There is little gloating in Asia, even though some would be justified. In many ways, US and European policymakers are doing the opposite of what they advised Asian policymakers to do in 1997-98: do not rescue failing banks, raise interest rates, balance your budget. Millions of Indonesians and Thais would have been better off if their governments had been permitted to do what western governments are doing now. An apology from the west to Asia would not be inappropriate.
Nor are the Asians terrified. They learnt many valuable lessons from their financial crisis in 1998: do not liberalise the financial sector too quickly, borrow in moderation, save in earnest, take care of the real economy, invest in productivity, focus on education.

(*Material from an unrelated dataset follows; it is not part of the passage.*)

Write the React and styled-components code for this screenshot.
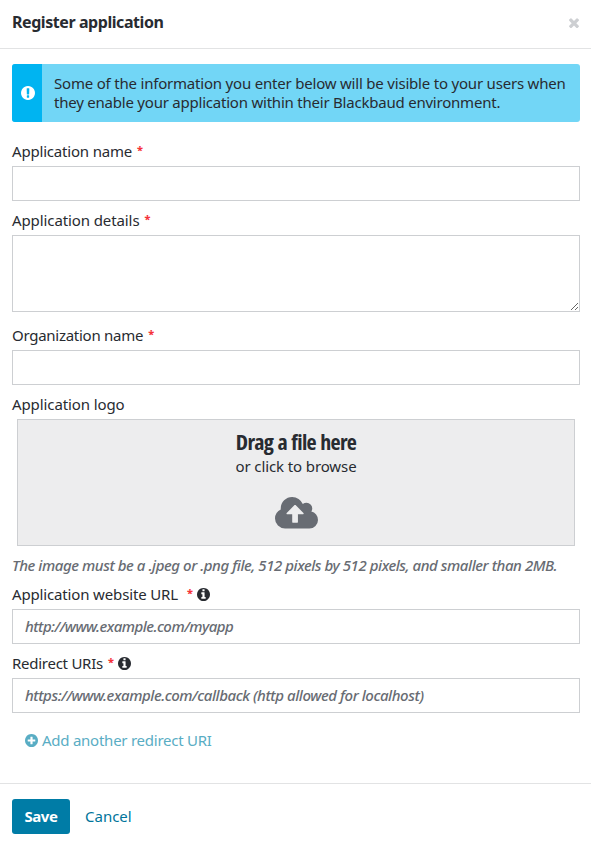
import React from "react";
import styled, { createGlobalStyle } from "styled-components";

const GlobalStyle = createGlobalStyle`
  *, *::before, *::after { box-sizing: border-box; }
  body {
    margin: 0;
    background: #fff;
    color: #282b31;
    font: 15px/20px "Noto Sans", "Open Sans", sans-serif;
  }
`;

const Modal = styled.form`
  display: flex;
  flex-direction: column;
  height: 844px;
  overflow: hidden;
`;

const Header = styled.header`
  display: flex;
  align-items: center;
  justify-content: space-between;
  height: 49px;
  padding: 0 12px 4px 12px;
  border-bottom: 1px solid #e2e3e4;
`;

const Title = styled.h1`
  margin: 0;
  font-size: 16px;
  font-weight: 700;
  line-height: 22px;
  letter-spacing: ${(p) => p.$track}px;
`;

const CloseButton = styled.button`
  display: flex;
  padding: 1px 0 0;
  border: 0;
  background: none;
  color: #cdcfd2;
`;

const Content = styled.main`
  flex: 1;
  padding: 15px 11px 0 12px;
`;

const Alert = styled.div`
  display: flex;
  height: 58px;
  border-radius: 3px;
  overflow: hidden;
  background: #72d6f6;
`;

const AlertIcon = styled.div`
  display: flex;
  align-items: center;
  justify-content: center;
  width: 30px;
  padding: 0 0 0 1px;
  background: #00b4f1;
  color: #fff;
`;

const AlertText = styled.p`
  margin: 0;
  padding: 10px 0 0 12px;
  line-height: 19px;
  white-space: nowrap;
`;

const Tracked = styled.span`
  letter-spacing: ${(p) => p.$track}px;
`;

const Field = styled.div`
  padding-top: ${(p) => p.$top ?? 9}px;
`;

const Label = styled.label`
  display: flex;
  align-items: center;
  height: 20px;
  margin-bottom: 5px;
  white-space: pre;
`;

const Required = styled.span`
  margin-left: ${(p) => p.$gap ?? 5}px;
  padding-bottom: 2px;
  color: #f5333a;
  font-weight: 800;
  font-size: 11px;
  line-height: 18px;
`;

const InfoIcon = styled.span`
  display: flex;
  margin-left: 4px;
`;

const Input = styled.input`
  display: block;
  width: 100%;
  height: 35px;
  padding: 0 12px 2px;
  border: 1px solid #cdcfd2;
  border-radius: 0;
  background: #fff;
  font: inherit;
  letter-spacing: ${(p) => p.$track ?? 0}px;
  &::placeholder {
    color: #686c73;
    font-style: italic;
    font-weight: 500;
    opacity: 1;
  }
`;

const TextArea = styled.textarea`
  display: block;
  width: 100%;
  height: 77px;
  border: 1px solid #cdcfd2;
  border-radius: 0;
  background: #fff;
  font: inherit;
`;

const DropZone = styled.div`
  display: flex;
  flex-direction: column;
  align-items: center;
  height: 127px;
  margin: 0 5px;
  padding-top: 6px;
  border: 1px solid #cdcfd2;
  background: #ededee;
`;

const DropTitle = styled.div`
  font-family: "Open Sans", "Noto Sans", sans-serif;
  font-size: 22px;
  font-weight: 700;
  font-stretch: 75%;
  line-height: 30px;
  letter-spacing: -0.68px;
  word-spacing: 1px;
`;

const DropIcon = styled.div`
  display: flex;
  margin-top: 21px;
  color: #686c73;
`;

const Hint = styled.p`
  margin: 0;
  padding-top: 9px;
  height: 29px;
  color: #686c73;
  font-style: italic;
  font-weight: 500;
  letter-spacing: -0.44px;
  white-space: nowrap;
`;

const AddButton = styled.button`
  display: flex;
  align-items: center;
  gap: 4px;
  margin: 17px 0 0 13px;
  padding: 0;
  border: 0;
  background: none;
  color: #59adc4;
  font: inherit;
  letter-spacing: -0.25px;
`;

const Footer = styled.footer`
  display: flex;
  height: 61px;
  padding: 15px 12px 0;
  border-top: 1px solid #e2e3e4;
`;

const SaveButton = styled.button`
  width: 58px;
  height: 35px;
  padding: 0 0 2px;
  border: 0;
  border-radius: 3px;
  background: #007ca6;
  color: #fff;
  font: inherit;
  font-weight: 700;
  letter-spacing: -0.5px;
`;

const CancelButton = styled.button`
  height: 35px;
  margin-left: 15px;
  padding: 0 0 2px;
  border: 0;
  background: none;
  color: #00759b;
  font: inherit;
  letter-spacing: 0;
`;

const DISC =
  "M1536 640q0 -209 -103 -385.5t-279.5 -279.5t-385.5 -103t-385.5 103t-279.5 279.5t-103 385.5t103 385.5t279.5 279.5t385.5 103t385.5 -103t279.5 -279.5t103 -385.5z";

const ICONS = {
  close: {
    box: [110, 1190, 1188, 1188],
    d: "M1298 214q0 -40 -28 -68l-136 -136q-28 -28 -68 -28t-68 28l-294 294l-294 -294q-28 -28 -68 -28t-68 28l-136 136q-28 28 -28 68t28 68l294 294l-294 294q-28 28 -28 68t28 68l136 136q28 28 68 28t68 -28l294 -294l294 294q28 28 68 28t68 -28l136 -136q28 -28 28 -68t-28 -68l-294 -294l294 -294q28 -28 28 -68z",
  },
  alert: {
    box: [0, 1408, 1536, 1536],
    d: "M768 1408q209 0 385.5 -103t279.5 -279.5t103 -385.5t-103 -385.5t-279.5 -279.5t-385.5 -103t-385.5 103t-279.5 279.5t-103 385.5t103 385.5t279.5 279.5t385.5 103zM896 161v190q0 14 -9 23.5t-22 9.5h-192q-13 0 -23 -10t-10 -23v-190q0 -13 10 -23t23 -10h192q13 0 22 9.5t9 23.5zM894 505l18 621q0 12 -10 18q-10 8 -24 8h-220q-14 0 -24 -8q-10 -6 -10 -18l17 -621q0 -10 10 -17.5t24 -7.5h185q14 0 23.5 7.5t10.5 17.5z",
  },
  info: {
    box: [0, 1408, 1536, 1536],
    d: "M1024 160v160q0 14 -9 23t-23 9h-96v512q0 14 -9 23t-23 9h-320q-14 0 -23 -9t-9 -23v-160q0 -14 9 -23t23 -9h96v-320h-96q-14 0 -23 -9t-9 -23v-160q0 -14 9 -23t23 -9h448q14 0 23 9t9 23zM896 1056v160q0 14 -9 23t-23 9h-192q-14 0 -23 -9t-9 -23v-160q0 -14 9 -23t23 -9h192q14 0 23 9t9 23z" + DISC,
  },
  plus: {
    box: [0, 1408, 1536, 1536],
    d: "M1216 576v128q0 26 -19 45t-45 19h-256v256q0 26 -19 45t-45 19h-128q-26 0 -45 -19t-19 -45v-256h-256q-26 0 -45 -19t-19 -45v-128q0 -26 19 -45t45 -19h256v-256q0 -26 19 -45t45 -19h128q26 0 45 19t19 45v256h256q26 0 45 19t19 45z" + DISC,
  },
  cloud: {
    box: [0, 1408, 1920, 1408],
    d: "M1280 672q0 14 -9 23l-352 352q-9 9 -23 9t-23 -9l-351 -351q-10 -12 -10 -24q0 -14 9 -23t23 -9h224v-352q0 -13 9.5 -22.5t22.5 -9.5h192q13 0 22.5 9.5t9.5 22.5v352h224q13 0 22.5 9.5t9.5 22.5zM1920 384q0 -159 -112.5 -271.5t-271.5 -112.5h-1088q-185 0 -316.5 131.5t-131.5 316.5q0 130 70 240t188 165q-2 30 -2 43q0 212 150 362t362 150q156 0 285.5 -87t188.5 -231q71 62 166 62q106 0 181 -75t75 -181q0 -76 -41 -138q130 -31 213.5 -135.5t83.5 -238.5z",
  },
};

function Icon({ name, width }) {
  const {
    box: [x, top, w, h],
    d,
  } = ICONS[name];
  return (
    <svg width={width} height={(width * h) / w} viewBox={`${x} ${-top} ${w} ${h}`} fill="currentColor" aria-hidden="true">
      <path transform="scale(1 -1)" fillRule="evenodd" d={d} />
    </svg>
  );
}

export default function App() {
  return (
    <>
      <GlobalStyle />
      <Modal>
        <Header>
          <Title $track={-0.43}>Register application</Title>
          <CloseButton type="button" aria-label="Close">
            <Icon name="close" width={10} />
          </CloseButton>
        </Header>
        <Content>
          <Alert>
            <AlertIcon>
              <Icon name="alert" width={14} />
            </AlertIcon>
            <AlertText>
              <Tracked $track={-0.2}>Some of the information you enter below will be visible to your users when</Tracked>
              <br />
              <Tracked $track={-0.22}>they enable your application within their Blackbaud environment.</Tracked>
            </AlertText>
          </Alert>
          <Field $top={19}>
            <Label htmlFor="name">
              <Tracked $track={-0.19}>Application name</Tracked>
              <Required>*</Required>
            </Label>
            <Input id="name" />
          </Field>
          <Field>
            <Label htmlFor="details">
              <Tracked $track={-0.1}>Application details</Tracked>
              <Required>*</Required>
            </Label>
            <TextArea id="details" />
          </Field>
          <Field $top={13}>
            <Label htmlFor="organization">
              <Tracked $track={-0.27}>Organization name</Tracked>
              <Required>*</Required>
            </Label>
            <Input id="organization" />
          </Field>
          <Field>
            <Label>
              <Tracked $track={-0.1}>Application logo</Tracked>
            </Label>
            <DropZone>
              <DropTitle>Drag a file here</DropTitle>
              <Tracked $track={-0.11}>or click to browse</Tracked>
              <DropIcon>
                <Icon name="cloud" width={43} />
              </DropIcon>
            </DropZone>
            <Hint>The image must be a .jpeg or .png file, 512 pixels by 512 pixels, and smaller than 2MB.</Hint>
          </Field>
          <Field>
            <Label htmlFor="website">
              <Tracked $track={-0.15}>Application website URL</Tracked>
              <Required $gap={9}>*</Required>
              <InfoIcon>
                <Icon name="info" width={13} />
              </InfoIcon>
            </Label>
            <Input id="website" placeholder="http://www.example.com/myapp" $track={-0.52} />
          </Field>
          <Field>
            <Label htmlFor="redirect">
              <Tracked $track={-0.26}>Redirect URIs</Tracked>
              <Required>*</Required>
              <InfoIcon>
                <Icon name="info" width={13} />
              </InfoIcon>
            </Label>
            <Input id="redirect" placeholder="https://www.example.com/callback (http allowed for localhost)" $track={-0.44} />
          </Field>
          <AddButton type="button">
            <Icon name="plus" width={13} />
            Add another redirect URI
          </AddButton>
        </Content>
        <Footer>
          <SaveButton type="button">Save</SaveButton>
          <CancelButton type="button">Cancel</CancelButton>
        </Footer>
      </Modal>
    </>
  );
}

Hence, while America was busy creating a financial house of cards, Asians focused on their real economies. This explains why the latest International Monetary Fund growth rate estimates for 2008 and 2009 for China are 9.7 and 9.3 per cent; and for India, 7.9 and 6.9 per cent respectively.
Equally importantly, Asian minds have never been captured by the strange ideological belief that markets know best and government should step aside. Most Asian policymakers are puzzled by former US president Ronald Reagan's statement: “Government is not a solution to our problem, government is the problem.” Alan Greenspan, former US Federal Reserve chairman, only recently admitted the folly of his ways when he acknowledged that lending institutions could not regulate themselves. By contrast, virtually all Asian governments believe that the virtues of the “invisible hand” in the market have to be balanced by the “visible hand” of good governance. This Asian emphasis on good governance may serve as a real asset in the storm.